What this task involves —
Tally every line of the listing below that holds "React", then give the tally alone.
━━━━━━━━━━━━━━━━
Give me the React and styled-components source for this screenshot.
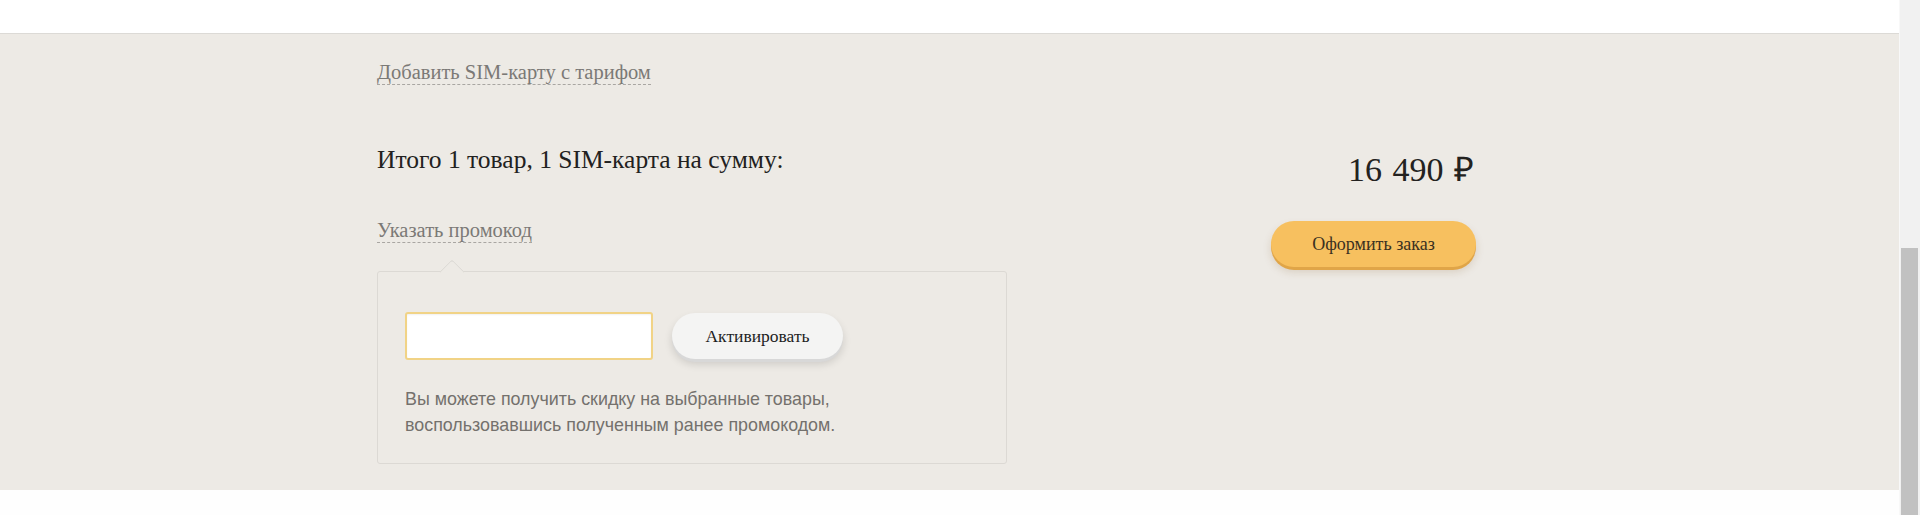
import React from "react";
import styled, { createGlobalStyle } from "styled-components";

const GlobalStyle = createGlobalStyle`
  html, body { margin: 0; padding: 0; background: #fefefe; }
  body { font-family: "Liberation Serif", serif; }
  * { box-sizing: border-box; }
`;

const Screen = styled.div`
  display: flex;
  width: 1920px;
  height: 515px;
  overflow: hidden;
`;

const Page = styled.div`
  flex: 1;
  display: flex;
  flex-direction: column;
  background: #fefefe;
`;

const TopStrip = styled.div`
  flex-shrink: 0;
  height: 33px;
  background: #ffffff;
`;

const Summary = styled.section`
  flex-shrink: 0;
  background: #edeae5;
  border-top: 1px solid #dcdad6;
  padding: 26px 0 26px;
`;

const Container = styled.div`
  width: 1145px;
  margin: 0 auto;
  padding-right: 46px;
  display: flex;
  justify-content: space-between;
`;

const LeftCol = styled.div`
  width: 630px;
  display: flex;
  flex-direction: column;
  align-items: flex-start;
`;

const DashedLink = styled.a`
  display: inline-block;
  font-family: "Liberation Serif", serif;
  font-size: 20.5px;
  line-height: 24px;
  color: #7b7976;
  border-bottom: 1px dashed #a9a6a2;
  text-decoration: none;
  cursor: pointer;
  margin-top: ${(p) => p.$gap || 0}px;
`;

const TotalTitle = styled.h2`
  margin: 60px 0 0;
  font-family: "Liberation Serif", serif;
  font-weight: normal;
  font-size: 25.5px;
  line-height: 30px;
  color: #222120;
`;

const PromoBox = styled.div`
  position: relative;
  width: 630px;
  margin-top: 28px;
  border: 1px solid #dcd9d4;
  border-radius: 3px;
  padding: 40px 28px 25px 27px;

  &::before {
    content: "";
    position: absolute;
    top: -9px;
    left: 65px;
    width: 17px;
    height: 17px;
    background: #edeae5;
    border-top: 1px solid #dcd9d4;
    border-left: 1px solid #dcd9d4;
    border-top-left-radius: 3px;
    transform: rotate(45deg);
  }
`;

const PromoRow = styled.div`
  display: flex;
  align-items: flex-start;
  gap: 19px;
`;

const PromoInput = styled.input`
  width: 248px;
  height: 48px;
  border: 2px solid #f1d386;
  border-radius: 3px;
  background: #ffffff;
  box-shadow: inset 0 1px 2px rgba(0, 0, 0, 0.06);
  outline: none;
  padding: 0 12px;
  font-family: "Liberation Sans", sans-serif;
  font-size: 18px;
`;

const PillButton = styled.button`
  height: 46px;
  width: ${(p) => p.$w}px;
  margin-top: ${(p) => p.$mt || 0}px;
  border: none;
  border-radius: 23px;
  background: ${(p) => (p.$primary ? "#f7c05f" : "#f4f4f3")};
  box-shadow: ${(p) =>
    p.$primary
      ? "0 3px 0 #e0a548, 0 5px 8px rgba(120, 80, 20, 0.18)"
      : "0 3px 0 #d8d8d8, 0 5px 8px rgba(0, 0, 0, 0.14)"};
  font-family: "Liberation Serif", serif;
  font-size: ${(p) => (p.$primary ? 18 : 17.5)}px;
  color: ${(p) => (p.$primary ? "#3b3121" : "#1d1d1d")};
  cursor: pointer;
  padding: 0;
`;

const Hint = styled.p`
  margin: 26px 0 0;
  font-family: "Liberation Sans", sans-serif;
  font-size: 19px;
  line-height: 26px;
  color: #74716d;
  white-space: nowrap;
  transform: scaleX(0.94);
  transform-origin: left top;
`;

const RightCol = styled.div`
  display: flex;
  flex-direction: column;
  align-items: flex-end;
  padding-top: 90px;
`;

const Price = styled.div`
  font-family: "Liberation Serif", serif;
  font-size: 34px;
  line-height: 39px;
  word-spacing: 2px;
  color: #232220;
  padding-right: 2px;
`;

const BottomStrip = styled.div`
  flex: 1;
  background: #fefefe;
`;

const ScrollTrack = styled.div`
  width: 21px;
  display: flex;
  flex-direction: column;
  background: #f1f1f1;
  border-left: 1px solid #f8f8f8;
`;

const ScrollThumb = styled.div`
  flex: 1;
  margin: 248px 2px 0 1px;
  background: #c1c1c1;
`;

export default function App() {
  return (
    <>
      <GlobalStyle />
      <Screen>
        <Page>
          <TopStrip />
          <Summary>
            <Container>
              <LeftCol>
                <DashedLink>Добавить SIM-карту с тарифом</DashedLink>
                <TotalTitle>Итого 1 товар, 1 SIM-карта на сумму:</TotalTitle>
                <DashedLink $gap={43}>Указать промокод</DashedLink>
                <PromoBox>
                  <PromoRow>
                    <PromoInput type="text" />
                    <PillButton $w={171} $mt={1}>Активировать</PillButton>
                  </PromoRow>
                  <Hint>
                    Вы можете получить скидку на выбранные товары,
                    <br />
                    воспользовавшись полученным ранее промокодом.
                  </Hint>
                </PromoBox>
              </LeftCol>
              <RightCol>
                <Price>16 490 ₽</Price>
                <PillButton $primary $w={205} $mt={32}>
                  Оформить заказ
                </PillButton>
              </RightCol>
            </Container>
          </Summary>
          <BottomStrip />
        </Page>
        <ScrollTrack>
          <ScrollThumb />
        </ScrollTrack>
      </Screen>
    </>
  );
}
━━━━━━━━━━━━━━━━
Answer to the exercise —
2